The ramp which the trains will use to enter the tunnel surprised me by how steep it was.
I don’t know whether it was done deliberately, but the Eastbound platform at Pudding Mill Lane station is going to make a superb viewing platform, where parents and grandparents will take children to see the trains.
I can also see Tourist Guides for London saying that this will be the way to go to an event at the Olympic stadium or even just to view it.
I walked from Mitre Bridge to Ladbroke Grove along the |Grand Union Canal.
One aim was to see if I could get decent pictures of North Pole Depot, the Crossrail works and the flyover to the East of the depot.
I am endebted to this article on London Reconnections entitled Old Oak Common Part 2 – Putting the pieces together for this description of what happens in this area.

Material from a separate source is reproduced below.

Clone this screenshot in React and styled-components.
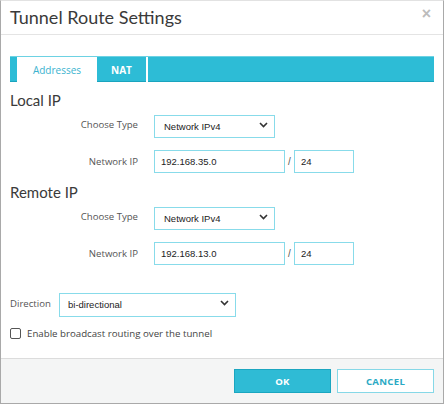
import React, { useState } from 'react';
import styled, { createGlobalStyle } from 'styled-components';

const GlobalStyle = createGlobalStyle`
	html, body {
		margin: 0;
		padding: 0;
		background: #fff;
	}
	* {
		box-sizing: border-box;
	}
`;

const Dialog = styled.div`
	width: 444px;
	height: 404px;
	display: flex;
	flex-direction: column;
	border: 1px solid #a9a9a9;
	border-top-color: #e2e2e2;
	background: #fff;
	font-family: 'Open Sans', 'Liberation Sans', sans-serif;
	color: #444;
`;

const Header = styled.div`
	height: 34px;
	display: flex;
	align-items: center;
	justify-content: space-between;
	padding: 0 12px 2px 9px;
	border-bottom: 1px solid #e4e4e4;
`;

const Title = styled.h1`
	margin: 0;
	font-family: Lato, 'Open Sans', sans-serif;
	font-weight: 400;
	font-size: 18px;
	color: #3a3a3a;
`;

const Close = styled.button`
	border: none;
	background: none;
	padding: 0;
	margin-top: -6px;
	font-family: 'Liberation Sans', sans-serif;
	font-size: 16px;
	font-weight: 700;
	color: #bcbcbc;
	line-height: 1;
`;

const Body = styled.div`
	padding: 21px 9px 0 9px;
`;

const TabBar = styled.div`
	height: 26px;
	display: flex;
	padding-left: 7px;
	background: #2dbcd6;
	border-top: 1px solid #6dd2e3;
	border-bottom: 1px solid #1aa4be;
`;

const Tab = styled.div`
	width: ${(p) => p.$width}px;
	display: flex;
	align-items: center;
	justify-content: center;
	font-size: 10px;
	margin-bottom: -1px;
	background: ${(p) => (p.$active ? '#fff' : 'transparent')};
	color: ${(p) => (p.$active ? '#3cb3cf' : '#fff')};
	font-weight: ${(p) => (p.$active ? 400 : 700)};
	border-right: ${(p) => (p.$active ? 'none' : '2px solid #fff')};
`;

const SectionTitle = styled.h2`
	margin: ${(p) => p.$top}px 0 0 0;
	font-family: Lato, 'Open Sans', sans-serif;
	font-weight: 400;
	font-size: 15px;
	line-height: 20px;
	color: #3a3a3a;
`;

const Row = styled.div`
	display: flex;
	align-items: center;
	margin-top: ${(p) => p.$top}px;
`;

const Label = styled.label`
	width: ${(p) => p.$width}px;
	text-align: ${(p) => p.$align || 'right'};
	font-size: 9.6px;
	color: #555;
	margin-right: ${(p) => p.$gap}px;
`;

const SelectWrap = styled.div`
	position: relative;
	width: ${(p) => p.$width}px;
	height: ${(p) => p.$height || 23}px;
`;

const Select = styled.select`
	appearance: none;
	width: 100%;
	height: 100%;
	border: 1px solid #88dbea;
	border-radius: 0;
	background: #fff;
	padding: 0 20px 0 ${(p) => p.$pad || 9}px;
	font-family: 'Liberation Sans', Arial, sans-serif;
	font-size: 9.5px;
	color: #222;
	outline: none;
`;

const Chevron = styled.svg`
	position: absolute;
	right: 7px;
	top: 50%;
	margin-top: -3px;
	pointer-events: none;
`;

const Input = styled.input`
	width: ${(p) => p.$width}px;
	height: 23px;
	border: 1px solid #88dbea;
	padding: 0 6px;
	font-family: 'Liberation Sans', Arial, sans-serif;
	font-size: 9.5px;
	color: #222;
	outline: none;
`;

const Slash = styled.span`
	width: 9px;
	text-align: center;
	font-family: 'Liberation Sans', Arial, sans-serif;
	font-size: 10px;
	color: #555;
`;

const CheckRow = styled.label`
	display: flex;
	align-items: center;
	gap: 6px;
	margin-top: 12px;
	font-size: 9.7px;
	color: #444;
`;

const CheckBox = styled.span`
	width: 11px;
	height: 11px;
	border: 1px solid #555;
	border-radius: 2px;
	background: ${(p) => (p.$checked ? '#2dbcd6' : '#fff')};
`;

const Footer = styled.div`
	margin-top: auto;
	height: 45px;
	display: flex;
	justify-content: flex-end;
	align-items: center;
	gap: 6px;
	padding: 0 9px 0 0;
	background: #f4f5f5;
	border-top: 1px solid #dcdcdc;
`;

const Button = styled.button`
	width: 97px;
	height: 24px;
	font-family: 'Open Sans', sans-serif;
	font-size: 9.6px;
	font-weight: 700;
	letter-spacing: 0.3px;
	border: 1px solid ${(p) => (p.$primary ? '#1ba6c0' : '#86d8e7')};
	background: ${(p) => (p.$primary ? '#2fbbd5' : '#fff')};
	color: ${(p) => (p.$primary ? '#fff' : '#2aa9c4')};
`;

const Arrow = () => (
	<Chevron width='9' height='6' viewBox='0 0 9 6'>
		<path d='M1 1 L4.5 4.5 L8 1' fill='none' stroke='#333' strokeWidth='1.6' />
	</Chevron>
);

const IpBlock = ({ title, top, ip }) => (
	<>
		<SectionTitle $top={top}>{title}</SectionTitle>
		<Row $top={3}>
			<Label $width={128} $gap={16}>Choose Type</Label>
			<SelectWrap $width={121}>
				<Select defaultValue='ipv4'>
					<option value='ipv4'>Network IPv4</option>
					<option value='host'>Host IPv4</option>
				</Select>
				<Arrow />
			</SelectWrap>
		</Row>
		<Row $top={14}>
			<Label $width={128} $gap={16}>Network IP</Label>
			<Input $width={131} defaultValue={ip} />
			<Slash>/</Slash>
			<Input $width={60} defaultValue='24' />
		</Row>
	</>
);

const App = () => {
	const [broadcast, setBroadcast] = useState(false);
	return (
		<>
			<GlobalStyle />
			<Dialog>
				<Header>
					<Title>Tunnel Route Settings</Title>
					<Close>×</Close>
				</Header>
				<Body>
					<TabBar>
						<Tab $active $width={80}>Addresses</Tab>
						<Tab $width={51}>NAT</Tab>
					</TabBar>
					<IpBlock title='Local IP' top={8} ip='192.168.35.0' />
					<IpBlock title='Remote IP' top={9} ip='192.168.13.0' />
					<Row $top={26}>
						<Label $width={40} $gap={9} $align='left'>Direction</Label>
						<SelectWrap $width={177} $height={24}>
							<Select defaultValue='bi' $pad={8}>
								<option value='bi'>bi-directional</option>
								<option value='in'>inbound</option>
								<option value='out'>outbound</option>
							</Select>
							<Arrow />
						</SelectWrap>
					</Row>
					<CheckRow onClick={() => setBroadcast(!broadcast)}>
						<CheckBox $checked={broadcast} />
						Enable broadcast routing over the tunnel
					</CheckRow>
				</Body>
				<Footer>
					<Button $primary>OK</Button>
					<Button>CANCEL</Button>
				</Footer>
			</Dialog>
		</>
	);
};

export default App;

The track layout below is derived from the Context Reports produced in 2009 by Crossrail for each local authority, and then checked where possible against the HS2 plans. Among other features this shows a new ramp joining the existing GWML empty stock flyover just east of OOC. This new ramp gives a clear route to the Crossrail depot independent of the GWML depot lines, and the plans show it being built across the finger of land at the west end of the ex-Kensal Green Gas Works development site. It will be double track, and the alignment on the incline back down towards Old Oak Common will be widened so that the GWML empty stock has a segregated track down from the flyover.
So the flyover is so that empty stock can get between the depots at Old Oak Common and Paddington.
Note that some of the new Crossrail tracks can be seen in the foreground of the pictures of North Pole Depot, which will be used for the Hitachi Class 800/801 trains for First Great Western. The tracks closest to the fence are the tracks leading to Crossrail’s depot. The two actual running tracks are further over and hidden by the ramp up to the flyover. They can be seen in this post in front of the retaining wall.
I’m not sure where actually Crossrail’s depot will be, but Wikipedia states that it will be at Old Oak Common. The article goes on to indicate that all will change again, when HS2 runs through the area.